After such a sustained period of markets setting record highs, investors could perhaps be forgiven for forgetting that volatility is an inherent feature of stock markets.
Until the events of the last week or so, the new year had carried on where 2017 left off. The S&P 500 was up 5.6% in January. At the time of writing, the correction leaves the index down by less than 1% for the year to date.
The most important thing for investors to acknowledge is that markets have been on an extraordinary run. Next month would see the bull market enter its tenth year. Another five months after that and the S&P 500 would have equalled the longest bull run in its history. Since March 2009, the FTSE 100 has risen 187%, while the S&P 500 has surged some 284% in sterling terms.
This strong run has been coupled with a period of record low volatility for global equities – a 60-year low indeed – so there was always an expectation that volatility would return.
The correction we’ve seen underpins the fact that the stock market and the economy are two very different things and do not always move in the same direction. Ironically, the falls in global equity prices in the past few days have come on the back of strong economic news, particularly from the US, rather than any concern that global growth is faltering. Indeed, global growth is anticipated to be strong this year.
The fundamentals of the global economy remain healthy and it is worth remembering that bear markets have typically occurred just before the onset of recession.
Nevertheless, investors will need to adjust to the fact that the era of loose monetary policy, which has helped propel markets, is coming to an end. Against that backdrop, it is reasonable to anticipate more volatility in 2018 and beyond.

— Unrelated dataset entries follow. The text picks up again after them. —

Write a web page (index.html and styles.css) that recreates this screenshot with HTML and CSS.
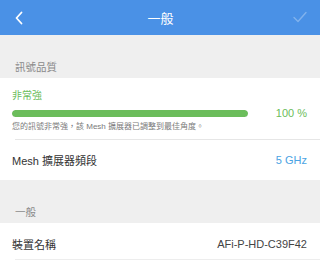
FILE: index.html
```html
<!DOCTYPE html>
<html lang="zh-Hant">
<head>
<meta charset="utf-8">
<link rel="stylesheet" href="styles.css">
</head>
<body>
<div class="screen">
  <header class="navbar">
    <span class="nav-back">
      <svg width="10" height="14" viewBox="0 0 10 14"><path d="M7.5 1.5 L2.5 7 L7.5 12.5" fill="none" stroke="#fff" stroke-width="1.8" stroke-linecap="round" stroke-linejoin="round"/></svg>
    </span>
    <span class="nav-title">一般</span>
    <span class="nav-done">
      <svg width="14" height="12" viewBox="0 0 14 12"><path d="M1 6.5 L5 10.5 L13 1.5" fill="none" stroke="rgba(255,255,255,0.3)" stroke-width="1.4" stroke-linecap="round" stroke-linejoin="round"/></svg>
    </span>
  </header>

  <div class="section-head">訊號品質</div>
  <div class="group">
    <div class="signal">
      <div class="signal-level">非常強</div>
      <div class="signal-bar-row">
        <div class="bar"><div class="bar-fill" style="width:100%"></div></div>
        <div class="signal-value">100 %</div>
      </div>
      <div class="signal-desc">您的訊號非常強，該 Mesh 擴展器已調整到最佳角度。</div>
    </div>
    <div class="row row-sep">
      <span class="row-label">Mesh 擴展器頻段</span>
      <span class="row-value blue">5 GHz</span>
    </div>
  </div>

  <div class="section-head">一般</div>
  <div class="group">
    <div class="row row-last">
      <span class="row-label">裝置名稱</span>
      <span class="row-value">AFi-P-HD-C39F42</span>
    </div>
  </div>
</div>
</body>
</html>
```
FILE: styles.css
```css
* { box-sizing: border-box; }
html, body { margin: 0; padding: 0; }
body {
  width: 320px;
  height: 264px;
  overflow: hidden;
  background: #efefef;
  font-family: "Liberation Sans", "Noto Sans CJK TC", sans-serif;
  color: #333;
}
.screen { display: flex; flex-direction: column; }

.navbar {
  height: 35px;
  background: #4a91e6;
  display: flex;
  align-items: center;
  justify-content: space-between;
  padding: 0 13px 0 14px;
}
.nav-back { display: flex; width: 30px; }
.nav-title {
  color: #fff;
  font-size: 13px;
  line-height: 16px;
  margin-top: 2px;
}
.nav-done { display: flex; width: 30px; justify-content: flex-end; margin-top: -1px; }

.section-head {
  height: 43px;
  display: flex;
  align-items: flex-end;
  padding: 0 0 5px 15px;
  font-size: 10.5px;
  line-height: 12px;
  color: #8a8a8a;
}

.group { background: #fff; display: flex; flex-direction: column; }

.signal {
  display: flex;
  flex-direction: column;
  padding: 11px 13px 6px 12px;
}
.signal-level {
  color: #6bbd5b;
  font-size: 10px;
  line-height: 14px;
}
.signal-bar-row {
  display: flex;
  align-items: center;
  height: 14px;
  margin-top: 3px;
}
.bar {
  flex: 1;
  height: 7px;
  border-radius: 4px;
  background: #e6e6e6;
  overflow: hidden;
}
.bar-fill { height: 100%; background: #6bbd5b; border-radius: 4px; }
.signal-value {
  width: 59px;
  text-align: right;
  color: #6bbd5b;
  font-size: 11px;
  line-height: 14px;
}
.signal-desc {
  margin-top: 1px;
  font-size: 8px;
  line-height: 12px;
  color: #7a7a7a;
}

.row {
  display: flex;
  align-items: center;
  justify-content: space-between;
  height: 41px;
  padding: 0 13px 0 12px;
  font-size: 11px;
  position: relative;
}
.row-sep::before {
  content: "";
  position: absolute;
  top: 0; left: 15px; right: 0;
  height: 1px;
  background: #e6e6e6;
}
.row-last { height: 41px; }
.row-last::after {
  content: "";
  position: absolute;
  bottom: 4px; left: 15px; right: 0;
  height: 1px;
  background: #ededed;
}
.row-label { color: #333; }
.row-value { color: #444; }
.blue { color: #4aa3e3; }
```
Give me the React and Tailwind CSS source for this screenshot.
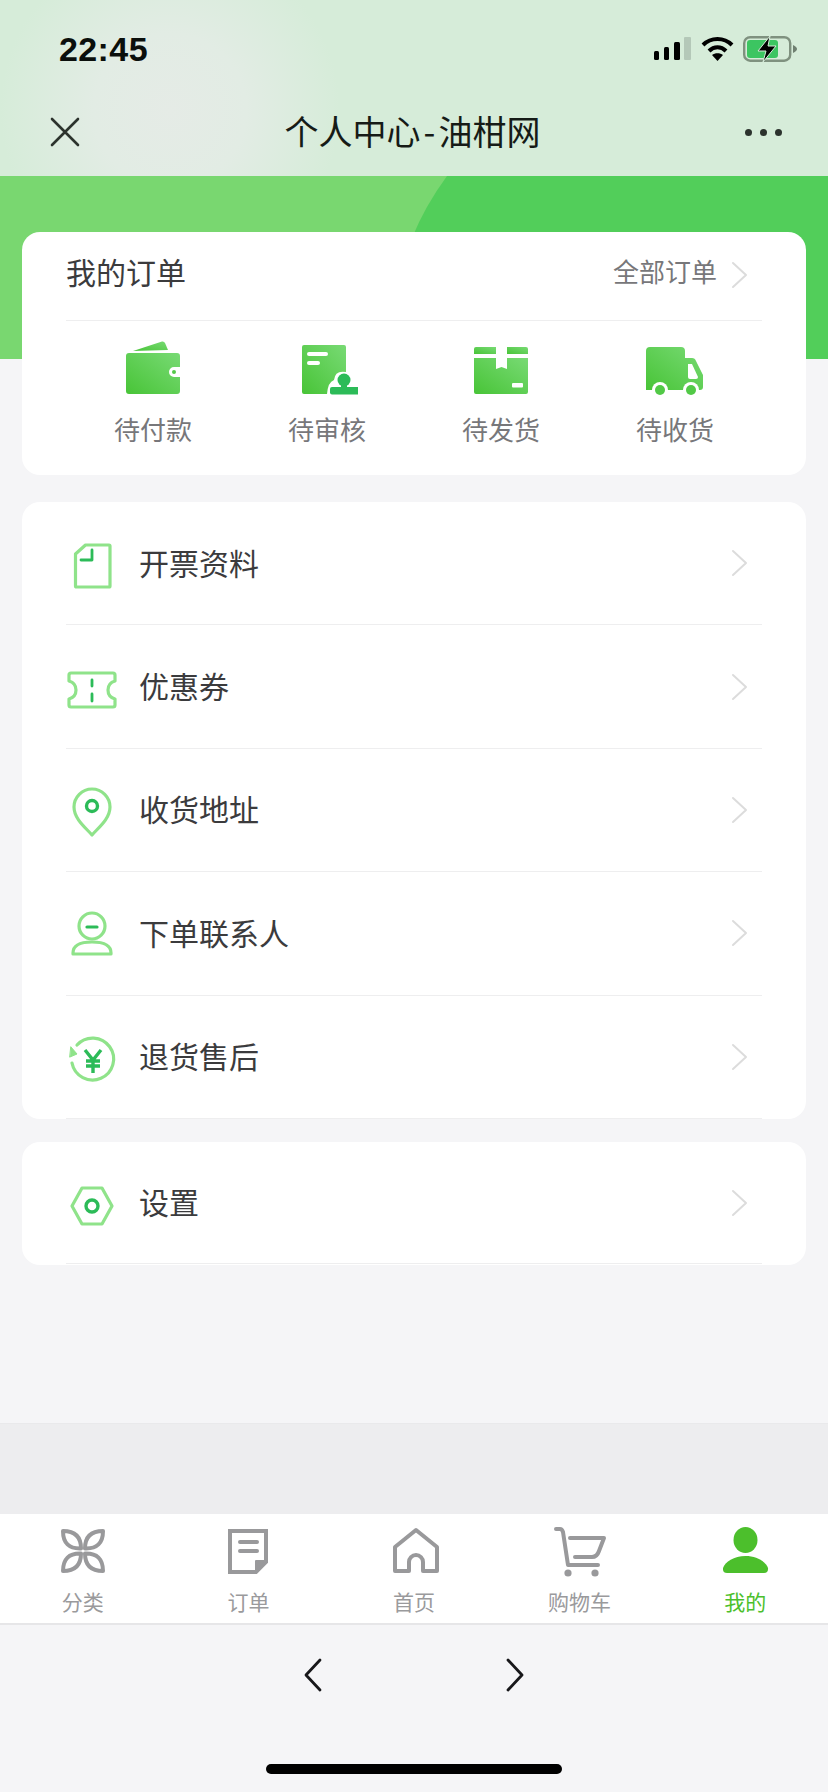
import React from "react";

const L = "#8fe38a";
const D = "#2cbb58";

function Grad({ id }) {
  return (
    <defs>
      <linearGradient id={id} x1="0" y1="1" x2="1" y2="0">
        <stop offset="0" stopColor="#48c437" />
        <stop offset="1" stopColor="#78da74" />
      </linearGradient>
    </defs>
  );
}

const Wallet = () => (
  <svg width="56" height="56" viewBox="0 0 56 56">
    <Grad id="g1" />
    <path d="M8 10 L37 0.5 Q39 0 40 2 L43 9 Z" fill="url(#g1)" />
    <path d="M1 15 Q1 12 4 12 H52 Q55 12 55 15 V26 H49 a5 5 0 0 0 0 10 H55 V50 Q55 53 52 53 H4 Q1 53 1 50 Z" fill="url(#g1)" />
    <circle cx="49" cy="31" r="2" fill="#55c94a" />
  </svg>
);

const Doc = () => (
  <svg width="56" height="56" viewBox="0 0 56 56" className="ml-[6px]">
    <Grad id="g2" />
    <path d="M0 6 Q0 4 2 4 H42 Q44 4 44 6 V31 Q33 29 32 39 Q26 41 25 53 H2 Q0 53 0 51 Z" fill="url(#g2)" />
    <rect x="5" y="11" width="21" height="4" rx="2" fill="#fff" />
    <rect x="5" y="20" width="13" height="4" rx="2" fill="#fff" />
    <circle cx="42" cy="39" r="6.5" fill={D} />
    <rect x="39" y="41" width="6" height="6" fill={D} />
    <rect x="28" y="46" width="30" height="7.5" rx="2" fill={D} />
  </svg>
);

const Box = () => (
  <svg width="56" height="56" viewBox="0 0 56 56">
    <Grad id="g3" />
    <path d="M1 8 Q1 6 3 6 H23 V13 H1 Z" fill="url(#g3)" />
    <path d="M34 6 H53 Q55 6 55 8 V13 H34 Z" fill="url(#g3)" />
    <path d="M1 17 H23 V28 L28.5 26 L34 28 V17 H55 V51 Q55 53 53 53 H3 Q1 53 1 51 Z" fill="url(#g3)" />
    <rect x="39" y="42" width="11" height="4.5" rx="1" fill="#fff" />
  </svg>
);

const Truck = () => (
  <svg width="60" height="56" viewBox="0 0 60 56">
    <Grad id="g4" />
    <path d="M1 10 Q1 6 5 6 H36 Q40 6 40 10 V17 H47 Q50 17 51 20 L58 34 V46 Q58 49 55 49 H1 V10 Z" fill="url(#g4)" />
    <path d="M43 23 H47 L53 36 Q53 38 51 38 H45 Q43 38 43 36 Z" fill="#fff" />
    <circle cx="15" cy="49" r="8" fill="#fff" />
    <circle cx="46" cy="49" r="8" fill="#fff" />
    <circle cx="15" cy="49" r="5" fill="#52c947" />
    <circle cx="46" cy="49" r="5" fill="#52c947" />
  </svg>
);

const iconBase = { fill: "none", strokeWidth: 3.2, strokeLinejoin: "round", strokeLinecap: "round" };

const FileI = () => (
  <svg width="52" height="52" viewBox="0 0 52 52" {...iconBase}>
    <path d="M9.5 14 L19.5 5 H43 Q44 5 44 6 V46 Q44 47 43 47 H10.5 Q9.5 47 9.5 46 Z" stroke={L} />
    <path d="M15 20 H26 V10" stroke={D} strokeWidth="2.8" />
  </svg>
);
const CouponI = () => (
  <svg width="52" height="52" viewBox="0 0 52 52" {...iconBase}>
    <path d="M5 9 H47 Q49 9 49 11 V17 Q42 19 42 26 Q42 33 49 35 V41 Q49 43 47 43 H5 Q3 43 3 41 V35 Q10 33 10 26 Q10 19 3 17 V11 Q3 9 5 9 Z" stroke={L} />
    <path d="M26 16 V22 M26 30 V37" stroke={D} strokeWidth="2.8" />
  </svg>
);
const PinI = () => (
  <svg width="52" height="52" viewBox="0 0 52 52" {...iconBase}>
    <path d="M26 48 C20 41 8 32 8 20 A18 18 0 0 1 44 20 C44 32 32 41 26 48 Z" stroke={L} />
    <circle cx="26" cy="19" r="5.5" stroke={D} strokeWidth="3.4" />
  </svg>
);
const PersonI = () => (
  <svg width="52" height="52" viewBox="0 0 52 52" {...iconBase}>
    <circle cx="26" cy="16" r="13" stroke={L} />
    <path d="M21 17 H31" stroke={D} />
    <path d="M7 43 Q7 32 26 32 Q45 32 45 43 V44 H7 Z" stroke={L} />
  </svg>
);
const RefundI = () => (
  <svg width="52" height="52" viewBox="0 0 52 52" {...iconBase}>
    <path d="M11 11 A21 21 0 1 1 6 29" stroke={L} />
    <path d="M5 13 L11 20 L4 23 Z" fill={L} stroke={L} strokeWidth="1" />
    <path d="M19 16 L27 26 L35 16 M20 27 H34 M20 32 H34 M27 26 V39" stroke={D} strokeWidth="3.4" strokeLinecap="butt" strokeLinejoin="miter" />
  </svg>
);
const HexI = () => (
  <svg width="52" height="52" viewBox="0 0 52 52" {...iconBase}>
    <path d="M16 8 H36 L46 26 L36 44 H16 L6 26 Z" stroke={L} />
    <circle cx="26" cy="26" r="6" stroke={D} strokeWidth="3.4" />
  </svg>
);

const Chevron = ({ color = "#dcdcdc", w = 17, h = 28, sw = 2 }) => (
  <svg width={w} height={h} viewBox="0 0 17 28" fill="none" stroke={color} strokeWidth={sw} strokeLinecap="round" strokeLinejoin="round">
    <path d="M2 2 L15 14 L2 26" />
  </svg>
);

const gray = "#99999b";
const tabStroke = { fill: "none", stroke: gray, strokeWidth: 4, strokeLinejoin: "round", strokeLinecap: "round" };

const TabCat = () => (
  <svg width="46" height="46" viewBox="0 0 46 46" {...tabStroke} className="mt-[1px]">
    {["", "translate(46 0) scale(-1 1)", "translate(0 46) scale(1 -1)", "translate(46 46) scale(-1 -1)"].map((t, i) => (
      <path key={i} transform={t} d="M3 3 C15 3 21 9 21 20.5 C9 21 3 15 3 3 Z" />
    ))}
  </svg>
);
const TabOrder = () => (
  <svg width="40" height="46" viewBox="0 0 40 46" {...tabStroke} className="mt-[2px]">
    <path d="M2 2 H38 V33 L28 43 H2 Z" strokeLinejoin="miter" />
    <path d="M28 42 V32 H38 Z" fill={gray} strokeWidth="2" />
    <path d="M12 13 H29 M12 22 H29" strokeLinecap="round" />
  </svg>
);
const TabHome = () => (
  <svg width="46" height="46" viewBox="0 0 46 46" {...tabStroke} className="ml-[4px]">
    <path d="M23 3 L44 20 V44 H30 V35 A7 7 0 0 0 16 35 V44 H2 V20 Z" />
  </svg>
);
const TabCart = () => (
  <svg width="52" height="50" viewBox="0 0 52 50" {...tabStroke}>
    <path d="M2 2 H6 Q8 2 9 5 L14 38 H44" />
    <path d="M16 11 H50 L45 24 Q43 30 38 30 H21" />
    <circle cx="14" cy="46" r="3.6" fill={gray} stroke="none" />
    <circle cx="41" cy="46" r="3.6" fill={gray} stroke="none" />
  </svg>
);
const TabMe = () => (
  <svg width="46" height="46" viewBox="0 0 46 46" fill="#4cbf2c" className="ml-[2px]">
    <ellipse cx="22.5" cy="13" rx="12" ry="13" />
    <path d="M0 41 C2 35 11 29 22.5 29 C34 29 43 35 45 41 Q45.5 46 41 46 H4 Q-0.5 46 0 41 Z" />
  </svg>
);

const orderStates = [
  { label: "待付款", Icon: Wallet },
  { label: "待审核", Icon: Doc },
  { label: "待发货", Icon: Box },
  { label: "待收货", Icon: Truck },
];

const menu = [
  { label: "开票资料", Icon: FileI },
  { label: "优惠券", Icon: CouponI },
  { label: "收货地址", Icon: PinI },
  { label: "下单联系人", Icon: PersonI },
  { label: "退货售后", Icon: RefundI },
];

const tabs = [
  { label: "分类", Icon: TabCat },
  { label: "订单", Icon: TabOrder },
  { label: "首页", Icon: TabHome },
  { label: "购物车", Icon: TabCart },
  { label: "我的", Icon: TabMe, active: true },
];

function Row({ label, Icon, height = "h-[123.4px]" }) {
  return (
    <div className={`flex ${height} items-center border-b border-[#eeeeef] pr-[14px]`}>
      <div className="mt-[6px] flex w-[52px] shrink-0 justify-center">
        <Icon />
      </div>
      <span className="mb-[3px] ml-[21px] flex-1 text-[30px] leading-[40px] text-[#3b3b3d]">{label}</span>
      <Chevron />
    </div>
  );
}

export default function App() {
  return (
    <div className="flex h-[1792px] w-[828px] flex-col overflow-hidden bg-[#f5f5f7] font-['Noto_Sans_CJK_SC','Liberation_Sans',sans-serif]">
      <header className="h-[176px] shrink-0 bg-[#d6ecd9] bg-[radial-gradient(ellipse_170px_170px_at_170px_110px,#e5ebe6_0%,#e2ece4_45%,#d6ecd9_100%)]">
        <div className="flex h-[98px] items-center justify-between pl-[59px] pr-[29px]">
          <span className="font-['Liberation_Sans',sans-serif] text-[34px] font-bold leading-[40px] tracking-[0.4px] text-[#0b0f0c]">22:45</span>
          <div className="flex items-center gap-[9px]">
            <svg width="38" height="24" viewBox="0 0 38 24">
              <rect x="0" y="14" width="5" height="9" rx="1.5" fill="#000" />
              <rect x="10" y="10" width="5" height="13" rx="1.5" fill="#000" />
              <rect x="20" y="5" width="6" height="18" rx="1.5" fill="#000" />
              <rect x="30" y="0" width="7" height="23" rx="1" fill="#b4c8b8" />
            </svg>
            <svg width="33" height="24" viewBox="0 0 33 24" fill="none" stroke="#000" strokeWidth="4">
              <path d="M2 8 C10 0 23 0 31 8" />
              <path d="M8 14 C13 9 20 9 25 14" />
              <path d="M16.5 24 L11 18 C14 15.5 19 15.5 22 18 Z" fill="#000" stroke="none" />
            </svg>
            <svg width="56" height="26" viewBox="0 0 56 26">
              <rect x="1.2" y="1.2" width="46" height="23.5" rx="6" fill="none" stroke="#7f917f" strokeWidth="2.4" />
              <rect x="4" y="4" width="31" height="18" rx="3" fill="#3cc561" />
              <path d="M50 9 Q54 11 54 13 Q54 15 50 17 Z" fill="#6f7f70" />
              <path d="M27 0 L15 15 H23 L20 26 L33 10 H25 Z" fill="#000" stroke="#d6ecd9" strokeWidth="1" />
            </svg>
          </div>
        </div>
        <div className="grid h-[68px] grid-cols-[1fr_auto_1fr] items-center px-[46px]">
          <svg className="ml-[4px]" width="30" height="30" viewBox="0 0 30 30" fill="none" stroke="#2c332d" strokeWidth="2.6" strokeLinecap="round">
            <path d="M2 2 L28 28 M28 2 L2 28" />
          </svg>
          <h1 className="mb-[3px] mr-[3px] text-[34px] font-normal leading-[44px] text-[#161b17]">
            个人中心<span className="px-[3px]">-</span>油柑网
          </h1>
          <div className="flex justify-end gap-[8px]">
            <span className="h-[7px] w-[7px] rounded-full bg-[#2c332d]" />
            <span className="h-[7px] w-[7px] rounded-full bg-[#2c332d]" />
            <span className="h-[7px] w-[7px] rounded-full bg-[#2c332d]" />
          </div>
        </div>
      </header>

      <div className="h-[183px] shrink-0 bg-[#79d770]">
        <svg width="828" height="183" viewBox="0 0 828 183" className="block">
          <path d="M447 0 Q425 30 412 62 L400 183 H828 V0 Z" fill="#52ce5a" />
        </svg>
      </div>

      <div className="mt-[-127px] flex flex-col px-[22px]">
        <section className="h-[243px] rounded-[18px] bg-white px-[44px]">
          <div className="flex h-[89px] items-center justify-between border-b border-[#eeeeef] pb-[10px] pr-[14px]">
            <span className="text-[30px] leading-[40px] text-[#3b3b3d]">我的订单</span>
            <div className="flex items-center gap-[14px]">
              <span className="text-[26px] leading-[34px] text-[#77777a]">全部订单</span>
              <span className="mt-[8px] block">
                <Chevron />
              </span>
            </div>
          </div>
          <div className="grid grid-cols-4">
            {orderStates.map(({ label, Icon }) => (
              <div key={label} className="flex flex-col items-center pt-[20px]">
                <Icon />
                <span className="mt-[15px] text-[26px] leading-[34px] text-[#77777a]">{label}</span>
              </div>
            ))}
          </div>
        </section>

        <section className="mt-[27px] h-[617px] rounded-[18px] bg-white px-[44px]">
          {menu.map((m) => (
            <Row key={m.label} {...m} />
          ))}
        </section>

        <section className="mt-[23px] h-[123px] rounded-[18px] bg-white px-[44px]">
          <Row label="设置" Icon={HexI} height="h-[122px]" />
        </section>
      </div>

      <div className="flex-1" />

      <div className="h-[91px] shrink-0 border-t border-[#e9e9eb] bg-[#ededef]" />

      <nav className="grid h-[111px] shrink-0 grid-cols-5 border-b-2 border-[#e6e6e8] bg-white">
        {tabs.map(({ label, Icon, active }) => (
          <div key={label} className="flex flex-col items-center pt-[13px]">
            <div className="flex h-[59px] items-start justify-center">
              <Icon />
            </div>
            <span className={`text-[21px] leading-[30px] ${active ? "text-[#4cbf2c]" : "text-[#9a9a9c]"}`}>{label}</span>
          </div>
        ))}
      </nav>

      <div className="flex h-[167px] shrink-0 flex-col items-center">
        <div className="mt-[33px] flex items-center gap-[184px]">
          <svg width="18" height="34" viewBox="0 0 18 34" fill="none" stroke="#17171a" strokeWidth="2.8" strokeLinecap="round" strokeLinejoin="round">
            <path d="M16 2 L2 17 L16 32" />
          </svg>
          <svg width="18" height="34" viewBox="0 0 18 34" fill="none" stroke="#17171a" strokeWidth="2.8" strokeLinecap="round" strokeLinejoin="round">
            <path d="M2 2 L16 17 L2 32" />
          </svg>
        </div>
        <div className="mt-[72px] h-[10px] w-[296px] rounded-full bg-black" />
      </div>
    </div>
  );
}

In this environment, the ability of active managers to identify and invest in companies with strong fundamentals will come to the fore. Companies whose fortunes have been propped up by ultra-low interest rates and cheap money are likely to suffer.
Whatever the next few days and weeks holds, it is important that investors remember the benefits of holding a diversified portfolio, maintain their long-term focus and avoid any temptation to head for the exit.
For active, long-term investors who hold their nerve, such periods present opportunities.